[Dataset records]
** START **

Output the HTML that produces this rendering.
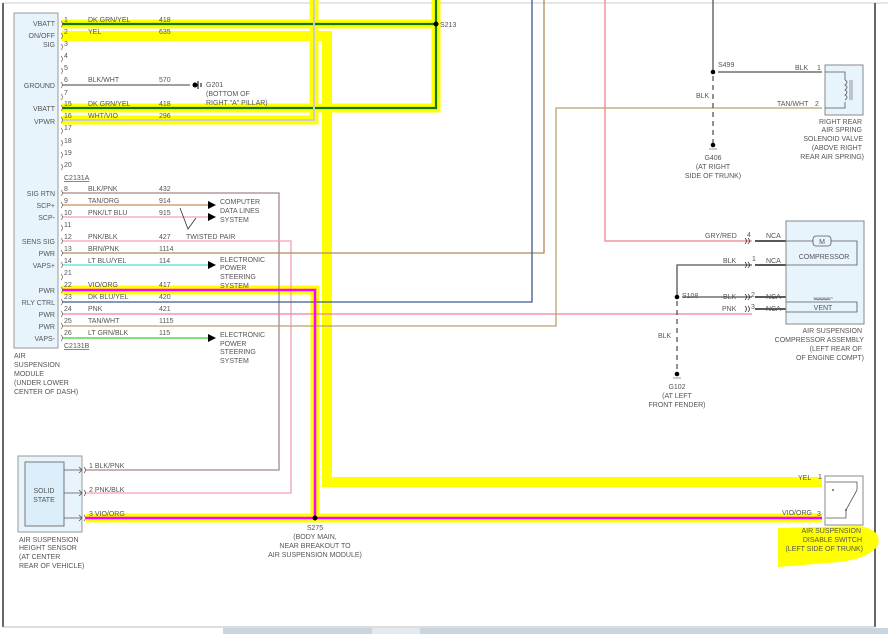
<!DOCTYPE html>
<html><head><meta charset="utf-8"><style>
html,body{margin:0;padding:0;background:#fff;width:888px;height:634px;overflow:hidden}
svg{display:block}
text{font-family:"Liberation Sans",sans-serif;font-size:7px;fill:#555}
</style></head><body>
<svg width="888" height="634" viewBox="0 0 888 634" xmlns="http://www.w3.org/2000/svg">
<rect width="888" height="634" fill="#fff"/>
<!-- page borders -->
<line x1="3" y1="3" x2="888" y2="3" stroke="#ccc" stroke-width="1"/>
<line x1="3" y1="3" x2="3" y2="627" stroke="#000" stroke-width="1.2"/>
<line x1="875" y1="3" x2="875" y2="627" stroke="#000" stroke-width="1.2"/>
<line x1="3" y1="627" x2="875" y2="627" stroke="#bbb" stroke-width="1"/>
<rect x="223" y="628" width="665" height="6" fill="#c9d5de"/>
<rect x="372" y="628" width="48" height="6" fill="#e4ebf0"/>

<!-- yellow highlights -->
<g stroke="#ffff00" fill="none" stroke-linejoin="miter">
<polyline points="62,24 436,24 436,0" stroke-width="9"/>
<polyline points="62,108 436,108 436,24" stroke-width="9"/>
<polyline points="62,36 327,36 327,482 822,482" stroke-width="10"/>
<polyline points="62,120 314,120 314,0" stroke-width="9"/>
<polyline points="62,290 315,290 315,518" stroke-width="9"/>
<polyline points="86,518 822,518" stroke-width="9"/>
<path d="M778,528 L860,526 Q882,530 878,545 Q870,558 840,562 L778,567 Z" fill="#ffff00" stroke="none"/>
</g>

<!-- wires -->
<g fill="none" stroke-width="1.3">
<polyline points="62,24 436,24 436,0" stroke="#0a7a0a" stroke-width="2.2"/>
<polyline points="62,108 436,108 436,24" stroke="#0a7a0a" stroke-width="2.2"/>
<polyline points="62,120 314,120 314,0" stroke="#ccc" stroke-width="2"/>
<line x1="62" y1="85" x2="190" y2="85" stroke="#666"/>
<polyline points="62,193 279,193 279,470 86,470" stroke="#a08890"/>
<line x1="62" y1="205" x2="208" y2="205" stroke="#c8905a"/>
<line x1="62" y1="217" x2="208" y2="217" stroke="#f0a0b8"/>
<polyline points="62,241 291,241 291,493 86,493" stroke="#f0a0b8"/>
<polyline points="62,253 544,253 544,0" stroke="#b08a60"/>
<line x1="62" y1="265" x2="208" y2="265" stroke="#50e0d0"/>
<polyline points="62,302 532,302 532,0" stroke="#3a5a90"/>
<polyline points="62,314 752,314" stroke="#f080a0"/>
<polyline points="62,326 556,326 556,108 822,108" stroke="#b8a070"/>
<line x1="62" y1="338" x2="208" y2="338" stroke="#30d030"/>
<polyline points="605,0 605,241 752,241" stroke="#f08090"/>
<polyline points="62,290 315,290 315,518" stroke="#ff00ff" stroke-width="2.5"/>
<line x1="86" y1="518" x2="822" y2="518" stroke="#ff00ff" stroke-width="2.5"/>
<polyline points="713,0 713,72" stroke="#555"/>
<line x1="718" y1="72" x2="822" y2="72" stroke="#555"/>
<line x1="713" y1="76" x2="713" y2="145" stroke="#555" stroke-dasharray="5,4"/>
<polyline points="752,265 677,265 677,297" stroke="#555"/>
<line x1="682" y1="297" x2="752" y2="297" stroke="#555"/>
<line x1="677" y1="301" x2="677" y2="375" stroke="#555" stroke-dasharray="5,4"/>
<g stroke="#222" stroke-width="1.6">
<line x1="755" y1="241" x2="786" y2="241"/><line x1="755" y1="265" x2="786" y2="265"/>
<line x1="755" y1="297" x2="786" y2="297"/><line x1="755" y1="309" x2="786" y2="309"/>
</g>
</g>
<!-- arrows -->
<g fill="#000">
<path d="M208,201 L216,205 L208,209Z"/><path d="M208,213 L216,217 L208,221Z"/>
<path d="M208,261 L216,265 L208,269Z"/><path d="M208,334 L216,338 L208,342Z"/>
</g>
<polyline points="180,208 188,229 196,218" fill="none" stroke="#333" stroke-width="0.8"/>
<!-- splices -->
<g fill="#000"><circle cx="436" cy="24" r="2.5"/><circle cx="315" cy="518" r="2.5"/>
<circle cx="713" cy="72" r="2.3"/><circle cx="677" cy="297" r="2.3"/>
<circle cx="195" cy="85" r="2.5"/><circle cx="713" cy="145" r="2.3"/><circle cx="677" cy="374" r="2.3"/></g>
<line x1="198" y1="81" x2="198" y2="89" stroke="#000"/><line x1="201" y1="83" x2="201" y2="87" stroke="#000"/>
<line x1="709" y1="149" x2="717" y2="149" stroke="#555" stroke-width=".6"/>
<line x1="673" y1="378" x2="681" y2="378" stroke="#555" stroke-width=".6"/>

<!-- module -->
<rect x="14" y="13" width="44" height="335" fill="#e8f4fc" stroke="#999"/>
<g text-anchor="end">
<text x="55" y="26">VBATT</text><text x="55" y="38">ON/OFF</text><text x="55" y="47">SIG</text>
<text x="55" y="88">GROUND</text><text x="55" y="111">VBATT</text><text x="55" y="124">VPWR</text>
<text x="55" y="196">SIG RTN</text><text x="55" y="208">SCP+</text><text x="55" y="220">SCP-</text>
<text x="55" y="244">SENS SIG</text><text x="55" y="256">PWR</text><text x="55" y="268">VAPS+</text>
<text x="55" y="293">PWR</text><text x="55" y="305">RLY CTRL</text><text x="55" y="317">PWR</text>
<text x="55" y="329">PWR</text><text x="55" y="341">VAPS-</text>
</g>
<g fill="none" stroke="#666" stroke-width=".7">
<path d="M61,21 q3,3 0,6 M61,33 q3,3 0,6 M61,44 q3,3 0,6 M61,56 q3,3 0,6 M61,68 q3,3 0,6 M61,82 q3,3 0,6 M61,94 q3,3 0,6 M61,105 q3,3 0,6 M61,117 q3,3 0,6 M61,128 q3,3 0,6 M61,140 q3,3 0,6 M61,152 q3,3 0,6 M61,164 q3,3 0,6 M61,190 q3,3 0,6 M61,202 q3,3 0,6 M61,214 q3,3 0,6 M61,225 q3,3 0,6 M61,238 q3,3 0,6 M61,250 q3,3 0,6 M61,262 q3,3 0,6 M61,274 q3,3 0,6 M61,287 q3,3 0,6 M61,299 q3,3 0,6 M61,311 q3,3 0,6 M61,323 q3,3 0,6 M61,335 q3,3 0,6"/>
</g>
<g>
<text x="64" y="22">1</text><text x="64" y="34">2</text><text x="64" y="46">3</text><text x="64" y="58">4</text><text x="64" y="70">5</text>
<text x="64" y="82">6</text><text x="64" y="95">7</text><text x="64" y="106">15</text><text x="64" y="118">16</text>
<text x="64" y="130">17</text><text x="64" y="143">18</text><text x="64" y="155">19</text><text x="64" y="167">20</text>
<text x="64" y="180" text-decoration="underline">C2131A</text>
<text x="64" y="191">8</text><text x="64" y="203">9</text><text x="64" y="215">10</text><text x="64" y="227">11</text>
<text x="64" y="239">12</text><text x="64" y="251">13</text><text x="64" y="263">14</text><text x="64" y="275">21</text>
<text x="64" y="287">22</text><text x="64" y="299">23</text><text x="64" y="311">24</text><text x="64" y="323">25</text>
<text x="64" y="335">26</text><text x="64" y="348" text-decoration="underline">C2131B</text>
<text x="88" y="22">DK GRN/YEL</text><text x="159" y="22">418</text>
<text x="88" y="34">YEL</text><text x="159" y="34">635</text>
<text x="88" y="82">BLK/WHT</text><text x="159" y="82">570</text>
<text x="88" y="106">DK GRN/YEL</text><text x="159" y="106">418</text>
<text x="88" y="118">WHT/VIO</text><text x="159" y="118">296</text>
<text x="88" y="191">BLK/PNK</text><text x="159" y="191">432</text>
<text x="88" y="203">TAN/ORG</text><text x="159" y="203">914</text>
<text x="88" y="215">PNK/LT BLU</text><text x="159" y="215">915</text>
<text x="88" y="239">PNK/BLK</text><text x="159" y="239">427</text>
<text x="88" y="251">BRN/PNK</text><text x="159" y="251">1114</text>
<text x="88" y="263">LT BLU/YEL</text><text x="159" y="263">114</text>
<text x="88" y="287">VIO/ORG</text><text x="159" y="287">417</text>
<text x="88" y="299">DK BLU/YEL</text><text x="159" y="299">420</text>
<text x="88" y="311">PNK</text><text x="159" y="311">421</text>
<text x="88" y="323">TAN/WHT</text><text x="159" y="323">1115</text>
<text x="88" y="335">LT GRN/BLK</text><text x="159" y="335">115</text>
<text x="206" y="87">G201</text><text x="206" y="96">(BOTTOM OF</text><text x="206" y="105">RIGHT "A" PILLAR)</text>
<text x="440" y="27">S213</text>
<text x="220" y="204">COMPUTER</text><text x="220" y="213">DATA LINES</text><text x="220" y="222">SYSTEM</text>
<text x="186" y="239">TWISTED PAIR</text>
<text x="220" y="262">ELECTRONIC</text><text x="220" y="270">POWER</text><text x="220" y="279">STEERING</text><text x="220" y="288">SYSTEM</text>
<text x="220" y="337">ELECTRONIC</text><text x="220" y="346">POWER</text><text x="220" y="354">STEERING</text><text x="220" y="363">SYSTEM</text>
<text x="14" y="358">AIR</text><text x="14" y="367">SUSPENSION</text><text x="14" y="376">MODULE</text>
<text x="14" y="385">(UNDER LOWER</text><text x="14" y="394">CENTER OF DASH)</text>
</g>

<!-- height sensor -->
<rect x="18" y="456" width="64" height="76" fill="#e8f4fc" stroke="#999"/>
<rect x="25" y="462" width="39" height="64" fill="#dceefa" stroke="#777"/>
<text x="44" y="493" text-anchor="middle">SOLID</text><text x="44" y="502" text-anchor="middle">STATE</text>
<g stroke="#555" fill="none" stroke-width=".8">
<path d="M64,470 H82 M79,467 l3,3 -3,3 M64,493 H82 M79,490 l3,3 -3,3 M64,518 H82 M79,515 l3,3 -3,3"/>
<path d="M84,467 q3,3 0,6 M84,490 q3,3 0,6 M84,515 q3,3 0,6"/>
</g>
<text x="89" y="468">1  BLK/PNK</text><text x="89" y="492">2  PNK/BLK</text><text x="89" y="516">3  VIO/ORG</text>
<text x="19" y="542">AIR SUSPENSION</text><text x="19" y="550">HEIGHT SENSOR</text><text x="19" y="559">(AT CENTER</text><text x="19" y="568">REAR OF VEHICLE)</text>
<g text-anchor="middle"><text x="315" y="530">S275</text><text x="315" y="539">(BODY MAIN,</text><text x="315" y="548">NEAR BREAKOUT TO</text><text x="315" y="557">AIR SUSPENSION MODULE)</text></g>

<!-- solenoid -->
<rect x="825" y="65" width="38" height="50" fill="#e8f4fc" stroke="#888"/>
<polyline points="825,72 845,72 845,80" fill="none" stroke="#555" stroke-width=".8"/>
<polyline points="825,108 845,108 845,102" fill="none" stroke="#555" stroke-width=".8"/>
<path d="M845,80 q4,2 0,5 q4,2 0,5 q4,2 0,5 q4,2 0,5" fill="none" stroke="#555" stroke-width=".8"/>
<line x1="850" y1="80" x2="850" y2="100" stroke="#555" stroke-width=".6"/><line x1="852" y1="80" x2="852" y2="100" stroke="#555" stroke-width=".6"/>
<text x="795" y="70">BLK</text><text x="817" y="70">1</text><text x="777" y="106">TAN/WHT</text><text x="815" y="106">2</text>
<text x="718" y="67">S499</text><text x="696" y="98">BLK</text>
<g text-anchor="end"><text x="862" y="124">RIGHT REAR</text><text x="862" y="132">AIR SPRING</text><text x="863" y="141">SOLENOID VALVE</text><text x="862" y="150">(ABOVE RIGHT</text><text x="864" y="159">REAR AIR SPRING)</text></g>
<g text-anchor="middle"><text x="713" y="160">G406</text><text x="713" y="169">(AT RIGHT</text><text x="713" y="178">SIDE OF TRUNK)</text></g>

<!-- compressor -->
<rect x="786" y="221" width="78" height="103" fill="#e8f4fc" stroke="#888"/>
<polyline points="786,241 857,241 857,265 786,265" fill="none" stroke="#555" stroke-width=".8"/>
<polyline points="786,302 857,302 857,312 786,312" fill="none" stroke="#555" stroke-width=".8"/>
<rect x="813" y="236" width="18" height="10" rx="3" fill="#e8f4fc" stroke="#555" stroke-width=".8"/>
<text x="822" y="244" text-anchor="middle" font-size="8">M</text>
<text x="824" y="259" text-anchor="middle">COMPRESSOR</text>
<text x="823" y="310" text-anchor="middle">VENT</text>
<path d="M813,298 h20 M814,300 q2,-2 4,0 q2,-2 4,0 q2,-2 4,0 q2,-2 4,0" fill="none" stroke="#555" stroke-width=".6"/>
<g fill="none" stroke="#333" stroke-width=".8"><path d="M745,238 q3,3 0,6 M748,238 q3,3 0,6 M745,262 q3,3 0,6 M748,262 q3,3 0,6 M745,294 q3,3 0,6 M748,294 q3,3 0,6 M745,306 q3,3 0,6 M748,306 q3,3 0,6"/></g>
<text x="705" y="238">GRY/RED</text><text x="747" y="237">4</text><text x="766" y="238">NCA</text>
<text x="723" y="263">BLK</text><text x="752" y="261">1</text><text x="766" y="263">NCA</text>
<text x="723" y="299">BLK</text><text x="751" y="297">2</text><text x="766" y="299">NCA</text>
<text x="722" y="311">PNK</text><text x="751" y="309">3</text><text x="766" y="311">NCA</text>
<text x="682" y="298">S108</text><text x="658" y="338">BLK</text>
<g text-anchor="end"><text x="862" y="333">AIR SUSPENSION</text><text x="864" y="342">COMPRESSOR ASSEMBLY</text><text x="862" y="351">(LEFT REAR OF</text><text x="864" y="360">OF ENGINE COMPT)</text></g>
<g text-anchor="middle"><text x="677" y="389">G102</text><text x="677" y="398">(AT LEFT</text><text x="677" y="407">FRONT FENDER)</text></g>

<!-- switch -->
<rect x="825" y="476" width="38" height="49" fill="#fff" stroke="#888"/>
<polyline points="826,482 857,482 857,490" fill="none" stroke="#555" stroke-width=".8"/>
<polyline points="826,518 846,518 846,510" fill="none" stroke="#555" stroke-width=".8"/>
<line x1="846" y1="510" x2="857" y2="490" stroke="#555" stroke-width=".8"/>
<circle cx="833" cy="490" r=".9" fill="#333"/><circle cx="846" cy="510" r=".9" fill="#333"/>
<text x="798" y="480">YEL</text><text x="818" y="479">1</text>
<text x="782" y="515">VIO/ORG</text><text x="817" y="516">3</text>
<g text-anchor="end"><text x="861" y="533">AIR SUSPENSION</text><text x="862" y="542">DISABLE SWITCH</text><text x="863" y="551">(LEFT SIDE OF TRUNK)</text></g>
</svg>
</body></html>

** END **
** START **

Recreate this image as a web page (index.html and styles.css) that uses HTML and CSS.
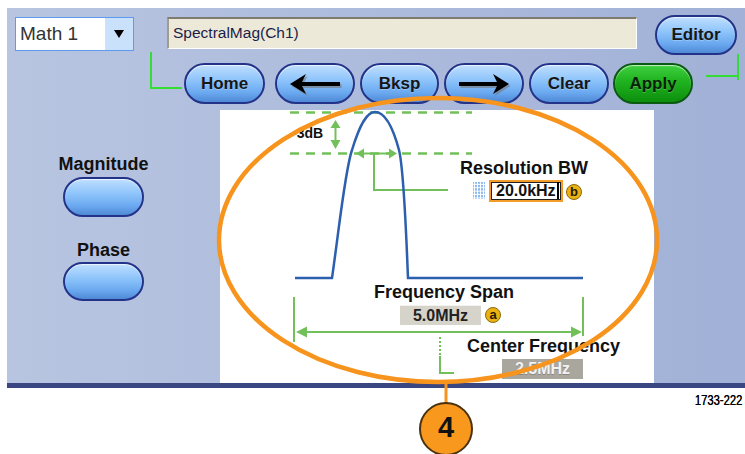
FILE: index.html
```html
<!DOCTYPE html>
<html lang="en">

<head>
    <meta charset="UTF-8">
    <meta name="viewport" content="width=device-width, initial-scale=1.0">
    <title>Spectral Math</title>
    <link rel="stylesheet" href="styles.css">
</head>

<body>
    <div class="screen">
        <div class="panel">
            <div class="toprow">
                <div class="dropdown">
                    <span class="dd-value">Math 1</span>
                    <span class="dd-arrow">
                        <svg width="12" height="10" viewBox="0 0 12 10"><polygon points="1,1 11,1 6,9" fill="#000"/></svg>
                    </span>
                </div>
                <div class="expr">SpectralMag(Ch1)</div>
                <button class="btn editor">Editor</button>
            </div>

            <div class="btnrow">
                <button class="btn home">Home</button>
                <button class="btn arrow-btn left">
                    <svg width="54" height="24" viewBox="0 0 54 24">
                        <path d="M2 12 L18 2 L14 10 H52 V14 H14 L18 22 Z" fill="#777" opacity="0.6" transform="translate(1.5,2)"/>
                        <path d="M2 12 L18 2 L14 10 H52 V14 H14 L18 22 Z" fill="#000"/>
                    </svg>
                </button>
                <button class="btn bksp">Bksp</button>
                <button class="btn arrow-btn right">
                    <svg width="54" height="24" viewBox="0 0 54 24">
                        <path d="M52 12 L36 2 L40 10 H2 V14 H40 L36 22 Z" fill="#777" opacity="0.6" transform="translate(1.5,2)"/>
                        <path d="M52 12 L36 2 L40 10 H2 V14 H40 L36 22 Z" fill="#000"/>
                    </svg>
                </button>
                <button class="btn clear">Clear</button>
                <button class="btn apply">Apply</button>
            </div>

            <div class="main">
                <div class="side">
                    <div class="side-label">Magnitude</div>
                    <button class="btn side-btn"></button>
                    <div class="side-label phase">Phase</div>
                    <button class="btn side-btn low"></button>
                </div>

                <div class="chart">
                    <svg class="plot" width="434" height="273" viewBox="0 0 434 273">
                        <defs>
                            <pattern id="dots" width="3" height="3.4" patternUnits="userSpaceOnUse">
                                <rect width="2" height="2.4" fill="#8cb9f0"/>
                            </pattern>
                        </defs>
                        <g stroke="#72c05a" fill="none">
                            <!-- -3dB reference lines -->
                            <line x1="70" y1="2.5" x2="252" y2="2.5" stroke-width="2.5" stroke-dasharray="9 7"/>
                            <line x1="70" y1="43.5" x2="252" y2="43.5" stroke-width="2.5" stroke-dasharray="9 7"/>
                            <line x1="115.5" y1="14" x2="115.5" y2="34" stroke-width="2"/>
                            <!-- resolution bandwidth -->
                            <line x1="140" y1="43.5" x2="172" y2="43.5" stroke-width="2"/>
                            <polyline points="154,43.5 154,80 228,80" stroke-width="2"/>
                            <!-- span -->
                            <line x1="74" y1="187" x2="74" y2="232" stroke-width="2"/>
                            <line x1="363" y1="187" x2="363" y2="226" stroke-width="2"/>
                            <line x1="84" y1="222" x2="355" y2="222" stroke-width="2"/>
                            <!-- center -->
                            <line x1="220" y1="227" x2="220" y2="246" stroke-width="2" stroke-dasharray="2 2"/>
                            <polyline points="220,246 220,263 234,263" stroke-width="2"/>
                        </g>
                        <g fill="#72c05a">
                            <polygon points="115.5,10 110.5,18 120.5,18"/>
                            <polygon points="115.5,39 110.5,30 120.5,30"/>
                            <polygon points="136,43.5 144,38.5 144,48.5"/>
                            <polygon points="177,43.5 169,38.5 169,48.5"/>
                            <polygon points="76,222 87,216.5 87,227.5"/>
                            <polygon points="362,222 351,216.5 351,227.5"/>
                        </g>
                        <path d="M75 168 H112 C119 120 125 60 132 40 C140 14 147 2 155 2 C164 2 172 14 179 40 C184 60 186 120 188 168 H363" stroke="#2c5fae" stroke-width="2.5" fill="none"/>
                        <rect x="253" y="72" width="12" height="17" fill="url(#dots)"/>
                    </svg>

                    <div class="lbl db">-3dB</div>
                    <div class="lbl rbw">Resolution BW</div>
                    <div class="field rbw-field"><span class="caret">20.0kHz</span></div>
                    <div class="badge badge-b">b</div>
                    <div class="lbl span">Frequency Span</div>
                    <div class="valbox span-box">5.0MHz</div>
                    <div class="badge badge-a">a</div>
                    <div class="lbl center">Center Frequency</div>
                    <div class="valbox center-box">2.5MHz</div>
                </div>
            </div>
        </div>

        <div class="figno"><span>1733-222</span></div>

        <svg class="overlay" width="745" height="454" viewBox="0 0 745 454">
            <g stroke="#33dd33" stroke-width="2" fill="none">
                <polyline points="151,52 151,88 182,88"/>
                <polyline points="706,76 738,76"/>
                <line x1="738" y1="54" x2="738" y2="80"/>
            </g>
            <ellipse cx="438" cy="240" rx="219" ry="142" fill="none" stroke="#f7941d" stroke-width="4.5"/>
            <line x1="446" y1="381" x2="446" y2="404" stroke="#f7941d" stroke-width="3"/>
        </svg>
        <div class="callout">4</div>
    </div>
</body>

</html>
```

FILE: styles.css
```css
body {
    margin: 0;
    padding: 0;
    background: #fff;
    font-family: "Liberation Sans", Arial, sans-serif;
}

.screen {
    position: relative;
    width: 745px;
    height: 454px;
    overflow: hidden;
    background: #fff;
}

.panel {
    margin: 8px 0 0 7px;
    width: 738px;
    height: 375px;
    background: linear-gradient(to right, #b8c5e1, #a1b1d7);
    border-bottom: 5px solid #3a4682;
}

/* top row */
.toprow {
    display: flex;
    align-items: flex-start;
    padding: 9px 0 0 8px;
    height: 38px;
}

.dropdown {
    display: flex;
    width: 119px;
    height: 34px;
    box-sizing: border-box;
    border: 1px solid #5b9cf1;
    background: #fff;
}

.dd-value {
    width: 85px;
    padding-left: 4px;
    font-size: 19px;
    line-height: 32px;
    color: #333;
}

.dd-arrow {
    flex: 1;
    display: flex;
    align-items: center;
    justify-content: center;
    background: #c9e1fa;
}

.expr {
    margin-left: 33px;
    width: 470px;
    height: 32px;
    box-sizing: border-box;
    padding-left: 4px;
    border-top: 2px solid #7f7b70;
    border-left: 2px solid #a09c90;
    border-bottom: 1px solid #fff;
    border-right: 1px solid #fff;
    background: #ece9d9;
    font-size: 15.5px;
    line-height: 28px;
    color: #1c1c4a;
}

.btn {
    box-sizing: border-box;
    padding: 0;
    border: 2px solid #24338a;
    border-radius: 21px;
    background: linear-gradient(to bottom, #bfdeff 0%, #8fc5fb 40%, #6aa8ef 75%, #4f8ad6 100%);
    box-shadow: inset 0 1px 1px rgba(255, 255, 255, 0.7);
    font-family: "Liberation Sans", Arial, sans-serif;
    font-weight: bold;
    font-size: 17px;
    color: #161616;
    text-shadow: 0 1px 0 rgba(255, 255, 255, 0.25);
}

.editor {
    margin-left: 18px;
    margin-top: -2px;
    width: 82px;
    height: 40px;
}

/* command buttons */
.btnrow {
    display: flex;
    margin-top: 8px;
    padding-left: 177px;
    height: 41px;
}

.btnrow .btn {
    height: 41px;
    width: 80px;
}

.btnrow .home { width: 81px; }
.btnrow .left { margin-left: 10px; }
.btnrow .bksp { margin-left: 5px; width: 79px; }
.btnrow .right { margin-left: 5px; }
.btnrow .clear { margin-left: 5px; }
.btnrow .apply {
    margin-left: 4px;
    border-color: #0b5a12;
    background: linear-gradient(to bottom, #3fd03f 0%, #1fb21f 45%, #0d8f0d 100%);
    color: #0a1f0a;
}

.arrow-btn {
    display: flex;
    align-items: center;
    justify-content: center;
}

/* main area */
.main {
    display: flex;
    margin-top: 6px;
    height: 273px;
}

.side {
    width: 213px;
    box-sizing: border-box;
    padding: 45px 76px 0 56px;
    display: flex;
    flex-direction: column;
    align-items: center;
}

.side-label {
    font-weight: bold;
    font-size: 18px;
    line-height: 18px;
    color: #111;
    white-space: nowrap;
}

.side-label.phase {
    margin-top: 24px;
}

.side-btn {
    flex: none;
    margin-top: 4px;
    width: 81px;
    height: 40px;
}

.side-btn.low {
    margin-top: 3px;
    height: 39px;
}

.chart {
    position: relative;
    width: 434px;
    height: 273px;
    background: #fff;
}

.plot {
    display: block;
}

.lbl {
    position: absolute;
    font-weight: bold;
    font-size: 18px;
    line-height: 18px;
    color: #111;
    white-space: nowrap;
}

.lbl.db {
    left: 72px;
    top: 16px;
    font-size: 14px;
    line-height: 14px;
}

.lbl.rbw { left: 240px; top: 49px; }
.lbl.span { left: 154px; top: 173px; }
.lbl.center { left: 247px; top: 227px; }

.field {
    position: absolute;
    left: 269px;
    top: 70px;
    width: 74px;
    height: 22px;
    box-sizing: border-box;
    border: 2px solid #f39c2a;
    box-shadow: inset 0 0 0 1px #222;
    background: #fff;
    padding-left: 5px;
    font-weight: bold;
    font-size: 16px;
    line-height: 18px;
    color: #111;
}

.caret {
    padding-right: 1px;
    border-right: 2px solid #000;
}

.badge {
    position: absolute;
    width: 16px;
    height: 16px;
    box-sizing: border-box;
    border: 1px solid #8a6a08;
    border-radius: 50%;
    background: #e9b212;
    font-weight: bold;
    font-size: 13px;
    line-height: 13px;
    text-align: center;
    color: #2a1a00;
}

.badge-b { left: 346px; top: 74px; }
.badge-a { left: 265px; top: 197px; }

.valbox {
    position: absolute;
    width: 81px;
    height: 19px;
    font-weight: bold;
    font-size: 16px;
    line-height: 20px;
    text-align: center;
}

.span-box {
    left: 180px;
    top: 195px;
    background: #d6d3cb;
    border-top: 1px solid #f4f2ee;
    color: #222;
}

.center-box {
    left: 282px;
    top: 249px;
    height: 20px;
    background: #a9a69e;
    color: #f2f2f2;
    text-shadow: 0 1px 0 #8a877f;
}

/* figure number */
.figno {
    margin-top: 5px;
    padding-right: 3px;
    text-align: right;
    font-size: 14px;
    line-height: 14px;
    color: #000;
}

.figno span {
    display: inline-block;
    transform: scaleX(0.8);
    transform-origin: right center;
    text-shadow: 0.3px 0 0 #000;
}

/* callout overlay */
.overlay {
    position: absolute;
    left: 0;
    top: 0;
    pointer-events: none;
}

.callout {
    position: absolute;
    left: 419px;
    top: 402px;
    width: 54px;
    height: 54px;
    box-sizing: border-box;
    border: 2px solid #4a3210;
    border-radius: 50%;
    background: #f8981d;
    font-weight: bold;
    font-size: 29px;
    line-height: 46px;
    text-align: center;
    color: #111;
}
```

** END **

Go through the preceding material and copy each line that has the word "index".

Recreate this image as a web page (index.html and styles.css) that uses HTML and CSS.
FILE: index.html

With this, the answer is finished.